Operational Consistency and Compliance Auditing
Categorized error streams form the foundation of Automated Integrity Reporting. Every validation event is serialized with immutable timestamps, classification metadata, and routing decisions, creating a cryptographically verifiable audit trail. This capability is essential for regulatory frameworks requiring demonstrable proof of backup viability and drill execution fidelity. By standardizing how failures are classified and routed, organizations achieve consistent operational behavior across hybrid cloud environments, multi-region deployments, and heterogeneous database engines.

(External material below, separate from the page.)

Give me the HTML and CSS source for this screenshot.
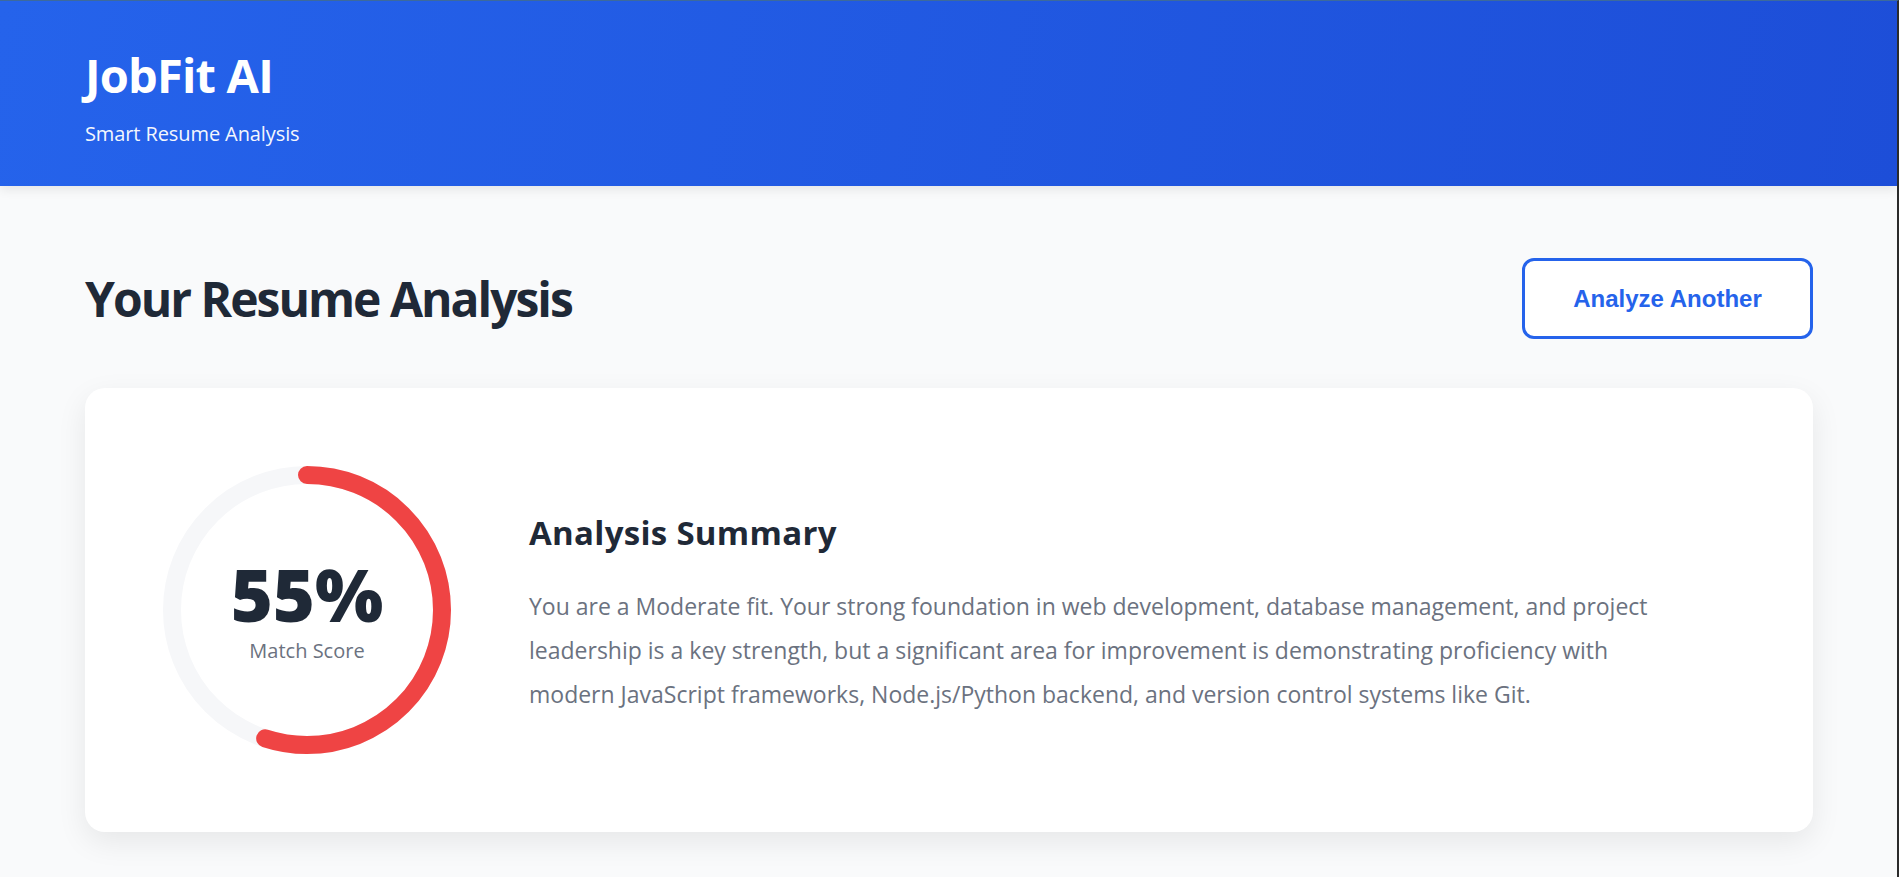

The framework aligns with established contingency planning standards, ensuring that automated validation outputs map directly to documented recovery procedures. When a critical severity event is classified as fatal within the database engine domain, the pipeline automatically generates an incident ticket, attaches the full telemetry context, and notifies the on-call SRE rotation. This closed-loop architecture eliminates manual triage bottlenecks and guarantees that disaster recovery planners can rely on validation outputs as authoritative readiness indicators.
Conclusion
Error categorization frameworks serve as the operational nervous system of automated backup validation. By enforcing orthogonal classification across recoverability, severity, and root-cause domains, teams transform chaotic validation logs into deterministic routing signals. Integrated with checksum verification, page-level scanning, and adaptive thresholding, these frameworks ensure that disaster recovery drills execute predictably, scale efficiently, and produce auditable compliance artifacts. For organizations treating backup integrity as a continuous engineering discipline rather than a periodic checkbox, structured error categorization is the foundational control that bridges technical validation with business continuity assurance.